══ MATERIAL PROVIDED

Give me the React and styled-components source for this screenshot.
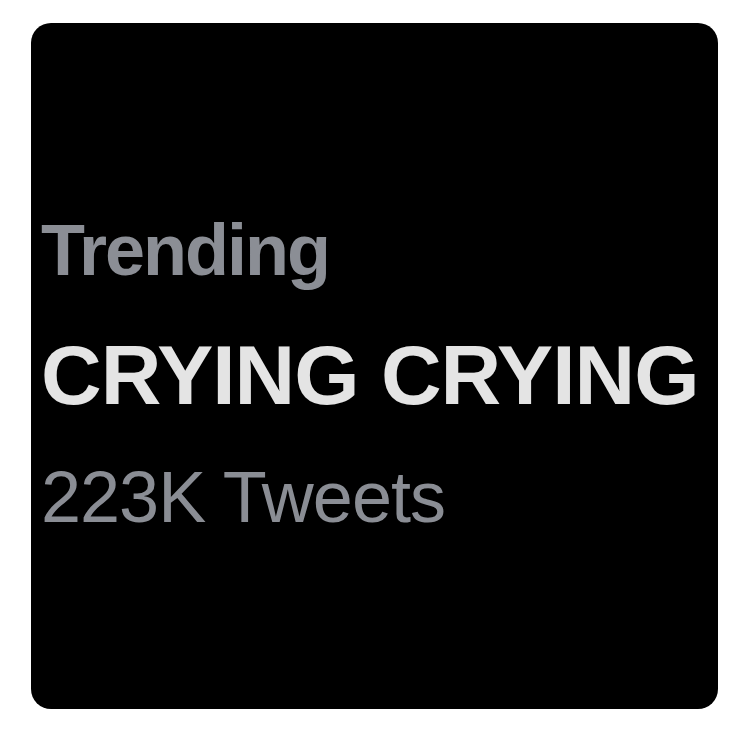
import React from 'react';
import styled, { createGlobalStyle } from 'styled-components';

const GlobalStyle = createGlobalStyle`
  html, body {
    margin: 0;
    padding: 0;
    background: #ffffff;
  }
`;

const Page = styled.div`
  width: 750px;
  height: 734px;
  padding: 23px 0 0 31px;
  box-sizing: border-box;
  background: #ffffff;
`;

const Card = styled.div`
  width: 687px;
  height: 686px;
  box-sizing: border-box;
  padding: 191px 0 0 10px;
  background: #000000;
  border-radius: 20px;
  display: flex;
  flex-direction: column;
  font-family: 'Liberation Sans', Arial, sans-serif;
`;

const Line = styled.div`
  font-size: ${(p) => p.size}px;
  line-height: 1;
  font-weight: ${(p) => (p.bold ? 700 : 400)};
  color: ${(p) => p.color};
  letter-spacing: ${(p) => p.spacing}px;
  margin-top: ${(p) => p.gap || 0}px;
  white-space: nowrap;
`;

const App = () => {
  return (
    <>
      <GlobalStyle />
      <Page>
        <Card>
          <Line size={72} bold color="#8b8e95" spacing={-2}>
            Trending
          </Line>
          <Line size={84} bold color="#e4e4e4" spacing={-1} gap={47}>
            CRYING CRYING
          </Line>
          <Line size={72} color="#8a8d94" spacing={-1} gap={44}>
            223K Tweets
          </Line>
        </Card>
      </Page>
    </>
  );
};

export default App;
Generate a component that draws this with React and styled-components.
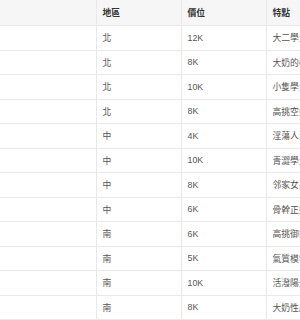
import React from "react";
import styled, { createGlobalStyle } from "styled-components";

const Global = createGlobalStyle`
  html, body { margin: 0; padding: 0; background: #fff; }
  body { overflow: hidden; width: 300px; height: 320px; }
`;

const Table = styled.div`
  width: 420px;
  font-family: "Liberation Sans", "Noto Sans CJK TC", sans-serif;
  font-size: 8.8px;
  color: #555;
`;

const Row = styled.div`
  display: grid;
  grid-template-columns: 97px 85px 85px 1fr;
  height: ${(p) => (p.$head ? "26px" : "24.5px")};
  background: ${(p) => (p.$head ? "#f6f6f6" : "#fff")};
  border-bottom: 1px solid #e8e8e8;
  box-sizing: border-box;
`;

const Cell = styled.div`
  display: flex;
  align-items: center;
  padding-left: 5.5px;
  border-right: 1px solid #e8e8e8;
  box-sizing: border-box;
  white-space: nowrap;
  overflow: hidden;
  font-weight: ${(p) => (p.$head ? 700 : 400)};
  color: ${(p) => (p.$head ? "#333" : "#555")};
`;

const rows = [
  ["北", "12K", "大二學生妹"],
  ["北", "8K", "大奶的OL上班族"],
  ["北", "10K", "小隻學生妹"],
  ["北", "8K", "高挑空姐"],
  ["中", "4K", "淫蕩人妻"],
  ["中", "10K", "青澀學生"],
  ["中", "8K", "邻家女孩"],
  ["中", "6K", "骨幹正妹"],
  ["南", "6K", "高挑御姐"],
  ["南", "5K", "氣質模特"],
  ["南", "10K", "活潑陽光"],
  ["南", "8K", "大奶性感"],
];

export default function App() {
  return (
    <>
      <Global />
      <Table>
        <Row $head>
          <Cell $head></Cell>
          <Cell $head>地區</Cell>
          <Cell $head>價位</Cell>
          <Cell $head>特點</Cell>
        </Row>
        {rows.map((r, i) => (
          <Row key={i}>
            <Cell></Cell>
            <Cell>{r[0]}</Cell>
            <Cell>{r[1]}</Cell>
            <Cell>{r[2]}</Cell>
          </Row>
        ))}
      </Table>
    </>
  );
}
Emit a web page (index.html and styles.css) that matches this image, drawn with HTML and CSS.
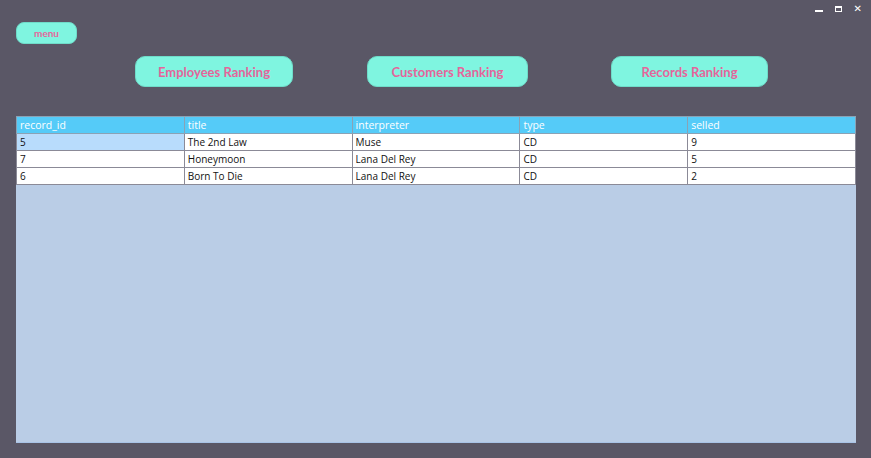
FILE: index.html
```html
<!DOCTYPE html>
<html lang="en">
<head>
    <meta charset="UTF-8">
    <title>Records Ranking</title>
    <link rel="stylesheet" href="styles.css">
</head>
<body>
    <div class="window">
        <div class="controls">
            <span class="ctl min"></span>
            <span class="ctl max"></span>
            <span class="ctl close">&#x2715;</span>
        </div>

        <div class="top">
            <button class="menu">menu</button>
        </div>

        <div class="rankings">
            <button class="rank">Employees Ranking</button>
            <button class="rank">Customers Ranking</button>
            <button class="rank">Records Ranking</button>
        </div>

        <div class="grid">
            <table>
                <thead>
                    <tr>
                        <th>record_id</th>
                        <th>title</th>
                        <th>interpreter</th>
                        <th>type</th>
                        <th>selled</th>
                    </tr>
                </thead>
                <tbody>
                    <tr>
                        <td class="selected">5</td>
                        <td>The 2nd Law</td>
                        <td>Muse</td>
                        <td>CD</td>
                        <td>9</td>
                    </tr>
                    <tr>
                        <td>7</td>
                        <td>Honeymoon</td>
                        <td>Lana Del Rey</td>
                        <td>CD</td>
                        <td>5</td>
                    </tr>
                    <tr>
                        <td>6</td>
                        <td>Born To Die</td>
                        <td>Lana Del Rey</td>
                        <td>CD</td>
                        <td>2</td>
                    </tr>
                </tbody>
            </table>
        </div>
    </div>
</body>
</html>
```

FILE: styles.css
```css
body {
    margin: 0;
    background-color: #5a5766;
    font-family: "Open Sans", sans-serif;
}

.window {
    height: 458px;
    padding: 22px 15px 0 16px;
    box-sizing: border-box;
    display: flex;
    flex-direction: column;
}

.controls {
    position: absolute;
    top: 3px;
    right: 9px;
    display: flex;
    align-items: center;
    gap: 12px;
    color: #fff;
}

.ctl {
    display: block;
}

.min {
    width: 8px;
    height: 2px;
    margin-top: 4px;
    background-color: #fff;
}

.max {
    width: 5px;
    height: 3px;
    border: 1px solid #fff;
    border-top-width: 2px;
}

.close {
    font-family: "DejaVu Sans", sans-serif;
    font-size: 10px;
    font-weight: bold;
    line-height: 12px;
}

.top {
    display: flex;
}

button {
    font-family: "Lato", sans-serif;
    font-weight: bold;
    color: #e4659b;
    background-color: #7ff5e0;
    border: 1px solid #6fdcc9;
    cursor: pointer;
}

.menu {
    width: 61px;
    height: 22px;
    border-radius: 8px;
    font-size: 10px;
    padding: 0;
}

.rankings {
    display: flex;
    margin-top: 12px;
    padding-left: 119px;
}

.rank {
    height: 31px;
    border-radius: 10px;
    font-size: 13px;
    padding: 0;
}

.rank:nth-child(1) {
    width: 158px;
}

.rank:nth-child(2) {
    width: 161px;
    margin-left: 74px;
}

.rank:nth-child(3) {
    width: 157px;
    margin-left: 83px;
}

.grid {
    margin-top: 29px;
    height: 326px;
    background-color: #bacde6;
    border-bottom: 1px solid #a9c3e6;
}

table {
    width: 840px;
    border-collapse: collapse;
    table-layout: fixed;
    font-size: 10px;
}

th, td {
    height: 16px;
    padding: 0 3px;
    text-align: left;
    white-space: nowrap;
    border: 1px solid #8b8a97;
}

th {
    background-color: #55cbf8;
    color: #fff;
    font-weight: normal;
    font-size: 10.5px;
    border-color: #8aa2b5;
}

td {
    background-color: #fff;
    color: #111;
}

td.selected {
    background-color: #b8dcfc;
}
```
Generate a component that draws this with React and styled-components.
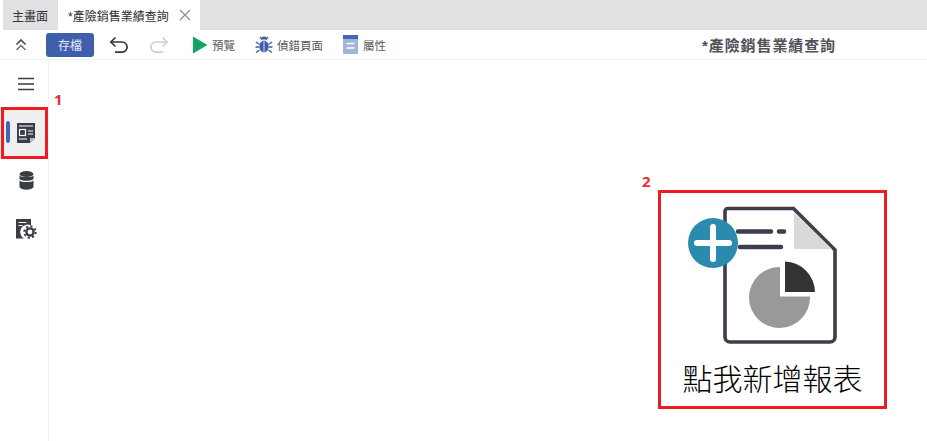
import React from 'react';
import styled, { createGlobalStyle } from 'styled-components';

const GlobalStyle = createGlobalStyle`
  html, body { margin: 0; padding: 0; background: #fff; }
  body {
    width: 927px;
    height: 441px;
    overflow: hidden;
    font-family: "Liberation Sans", "Noto Sans CJK TC", sans-serif;
  }
`;

const Page = styled.div`
  position: relative;
  width: 927px;
  height: 441px;
  display: flex;
  flex-direction: column;
  color: #3a3c46;
`;

const TabBar = styled.div`
  display: flex;
  height: 30px;
  margin-left: 3px;
  background: #e1e1e3;
`;

const Tab = styled.div`
  display: flex;
  align-items: center;
  gap: 10px;
  font-size: 12px;
  padding: 0 ${(p) => (p.$active ? '9px' : '0')} 0 ${(p) => (p.$active ? '10px' : '9px')};
  width: ${(p) => (p.$active ? 'auto' : '55px')};
  box-sizing: border-box;
  background: ${(p) => (p.$active ? '#fff' : 'transparent')};
  color: #2d2d33;
`;

const Toolbar = styled.div`
  display: flex;
  align-items: center;
  height: 29px;
  border-bottom: 1px solid #f0f0f1;
`;

const Collapse = styled.div`
  width: 46px;
  padding-left: 15px;
  box-sizing: border-box;
  display: flex;
`;

const SaveButton = styled.button`
  width: 48px;
  height: 24px;
  border: none;
  border-radius: 3px;
  background: #3f5fab;
  color: #e6ebf5;
  font: 12px "Liberation Sans", "Noto Sans CJK TC", sans-serif;
  padding: 0;
  margin-right: 15px;
`;

const ToolButton = styled.div`
  display: flex;
  align-items: center;
  gap: ${(p) => p.$gap || 4}px;
  margin-right: ${(p) => p.$after || 0}px;
  font-size: 11.5px;
  color: #55575f;
`;

const DocTitle = styled.div`
  margin-left: auto;
  margin-right: 91px;
  font-size: 15px;
  font-weight: 700;
  letter-spacing: 0.9px;
  color: #50525a;
`;

const Body = styled.div`
  flex: 1;
  display: flex;
`;

const Sidebar = styled.nav`
  width: 48px;
  border-right: 1px solid #f0f0f1;
  display: flex;
  flex-direction: column;
  align-items: center;
  padding-top: 14px;
`;

const SideItem = styled.div`
  width: 100%;
  height: ${(p) => p.$h}px;
  box-sizing: border-box;
  padding-left: 4px;
  display: flex;
  align-items: center;
  justify-content: center;
  position: relative;
  background: ${(p) => (p.$active ? '#efefef' : 'transparent')};
  margin-bottom: ${(p) => p.$after || 0}px;
`;

const ActiveBar = styled.span`
  position: absolute;
  left: 6px;
  top: 14px;
  width: 4px;
  height: 22px;
  border-radius: 2px;
  background: #4166b5;
`;

const Canvas = styled.main`
  flex: 1;
  display: flex;
  justify-content: flex-end;
  align-items: flex-start;
  padding: 130px 40px 0 0;
`;

const AddReport = styled.div`
  width: 229px;
  height: 219px;
  box-sizing: border-box;
  border: 3px solid #ed1c24;
  display: flex;
  flex-direction: column;
  align-items: center;
  padding-top: 12px;
`;

const AddIcon = styled.svg`
  display: block;
  align-self: flex-start;
  margin-left: 24px;
`;

const AddLabel = styled.div`
  margin-top: 10px;
  font-size: 30px;
  line-height: 44px;
  font-weight: 300;
  color: #000;
  font-family: "Noto Sans CJK TC", sans-serif;
  white-space: nowrap;
`;

const Highlight = styled.div`
  position: absolute;
  left: 1px;
  top: 107px;
  width: 47px;
  height: 52px;
  box-sizing: border-box;
  border: 3px solid #ed1c24;
`;

const Marker = styled.span`
  position: absolute;
  left: ${(p) => p.$x}px;
  top: ${(p) => p.$y}px;
  font: 700 15px/16px "Open Sans", sans-serif;
  color: #ed2a35;
`;

const Close = () => (
  <svg width="12" height="12" viewBox="0 0 12 12" fill="none" stroke="#8a8a8e" strokeWidth="1.1">
    <path d="M1 1l10 10M11 1L1 11" />
  </svg>
);

const App = () => (
  <>
    <GlobalStyle />
    <Page>
      <TabBar>
        <Tab>主畫面</Tab>
        <Tab $active>
          *產險銷售業績查詢
          <Close />
        </Tab>
      </TabBar>
      <Toolbar>
        <Collapse>
          <svg width="12" height="14" viewBox="0 0 12 14" fill="none" stroke="#4a4c55" strokeWidth="1.6">
            <path d="M1.5 6.5L6 2l4.5 4.5" />
            <path d="M1.5 12L6 7.5 10.500 12" stroke="#777" />
          </svg>
        </Collapse>
        <SaveButton>存檔</SaveButton>
        <ToolButton $after={20}>
          <svg width="20" height="18" viewBox="0 0 20 18" fill="none" stroke="#35363c" strokeWidth="1.7">
            <path d="M6.5 1.5L1.8 6l4.7 4.5" />
            <path d="M2 6h11a5 5 0 0 1 0 10.2H6" />
          </svg>
        </ToolButton>
        <ToolButton $after={23}>
          <svg width="20" height="18" viewBox="0 0 20 18" fill="none" stroke="#cfcfd2" strokeWidth="1.7">
            <path d="M13.5 1.5L18.2 6l-4.7 4.5" />
            <path d="M18 6H7a5 5 0 0 0 0 10.2h7" />
          </svg>
        </ToolButton>
        <ToolButton $after={20}>
          <svg width="16" height="18" viewBox="0 0 16 18">
            <path d="M1 0.5L15.5 9 1 17.5z" fill="#13a567" />
          </svg>
          預覽
        </ToolButton>
        <ToolButton $gap={4} $after={20}>
          <svg width="18" height="18" viewBox="0 0 18 18" fill="#3f5fab" stroke="#3f5fab">
            <ellipse cx="9" cy="10.5" rx="4.6" ry="6" stroke="none" />
            <path d="M6 3.5a3 3 0 0 1 6 0z" stroke="none" />
            <path d="M5 1l2 2.5M13 1l-2 2.5M1 6l3.5 2.5M17 6l-3.5 2.5M0.5 11H4.5M17.5 11H13.5M1 16.5l3.5-2.5M17 16.5L13.5 14" fill="none" strokeWidth="1.4" />
            <path d="M9 5v11.5" stroke="#fff" strokeWidth="0.8" />
          </svg>
          偵錯頁面
        </ToolButton>
        <ToolButton $gap={5}>
          <svg width="15" height="19" viewBox="0 0 15 19">
            <rect width="15" height="19" rx="1" fill="#a3b4da" />
            <rect width="15" height="4" fill="#4166b5" />
            <path d="M3.5 8.5h8M3.5 13h8" stroke="#fff" strokeWidth="1.4" />
          </svg>
          屬性
        </ToolButton>
        <DocTitle>*產險銷售業績查詢</DocTitle>
      </Toolbar>
      <Body>
        <Sidebar>
          <SideItem $h={20} $after={13}>
            <svg width="16" height="14" viewBox="0 0 16 14" stroke="#3a3c46" strokeWidth="1.6">
              <path d="M0 1.5h16M0 7h16M0 12.5h16" />
            </svg>
          </SideItem>
          <SideItem $active $h={52} $after={9}>
            <ActiveBar />
            <svg width="18" height="20" viewBox="0 0 18 20">
              <path d="M0 0h18v15l-5 5H0z" fill="#3a3c46" />
              <path d="M13 20v-5h5z" fill="#bbb" />
              <path d="M2 3h14M11 8h5M11 11h5M2 16h8" stroke="#fff" strokeWidth="1.2" />
              <rect x="2.5" y="6.500" width="6" height="6" fill="none" stroke="#fff" strokeWidth="1.2" />
            </svg>
          </SideItem>
          <SideItem $h={24} $after={26}>
            <svg width="15" height="19" viewBox="0 0 15 19" fill="#3a3c46">
              <ellipse cx="7.5" cy="3" rx="7" ry="3" />
              <path d="M.5 4.6C2 6.6 13 6.6 14.5 4.6V8C13 10.4 2 10.4.5 8z" />
              <path d="M.5 9.6C2 11.6 13 11.6 14.5 9.6V16C13 19.6 2 19.6.5 16z" />
            </svg>
          </SideItem>
          <SideItem $h={22}>
            <svg width="21" height="20" viewBox="0 0 21 20">
              <path d="M0 0h15v6.500a7 7 0 0 0-7 13H0z" fill="#3a3c46" />
              <path d="M2.500 3.500h8M2.500 6.500h4" stroke="#fff" strokeWidth="1" />
              <circle cx="14" cy="13" r="3.600" fill="none" stroke="#3a3c46" strokeWidth="2.400" />
              <circle cx="14" cy="13" r="5.800" fill="none" stroke="#3a3c46" strokeWidth="1.800" strokeDasharray="2.200 2.300" />
            </svg>
          </SideItem>
        </Sidebar>
        <Canvas>
          <AddReport>
            <AddIcon width="155" height="140" viewBox="685 205 155 140">
              <path
                d="M728 208.500H793.500L835 250V337a5 5 0 0 1-5 5H730a5 5 0 0 1-5-5V211.500a3 3 0 0 1 3-3z"
                fill="#fff"
                stroke="#3c3e4a"
                strokeWidth="3.600"
              />
              <path d="M794 212L832 249H794z" fill="#d9d9d9" />
              <path d="M738 231.500H771M779 231.500H784M740 247H781" stroke="#3c3e4a" strokeWidth="4.500" strokeLinecap="round" />
              <path d="M780 267V296.500H810A30.500 30.500 0 1 1 780 267z" fill="#989a99" />
              <path d="M785 261.500A31 31 0 0 1 815 292H785z" fill="#333" />
              <circle cx="713" cy="243" r="25" fill="#2a8bae" />
              <path d="M713 227V259M697 243H729" stroke="#fff" strokeWidth="6" strokeLinecap="round" />
            </AddIcon>
            <AddLabel>點我新增報表</AddLabel>
          </AddReport>
        </Canvas>
      </Body>
      <Highlight />
      <Marker $x={54} $y={91}>1</Marker>
      <Marker $x={642} $y={173}>2</Marker>
    </Page>
  </>
);

export default App;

════

THE REQUEST: Pick each line holding the word "this" out of the data and copy it.

RESULT:
Give me the React and styled-components source for this screenshot.
Generate a component that draws this with React and styled-components.
Emit a web page (index.html and styles.css) that matches this image, drawn with HTML and CSS.
Generate a component that draws this with React and styled-components.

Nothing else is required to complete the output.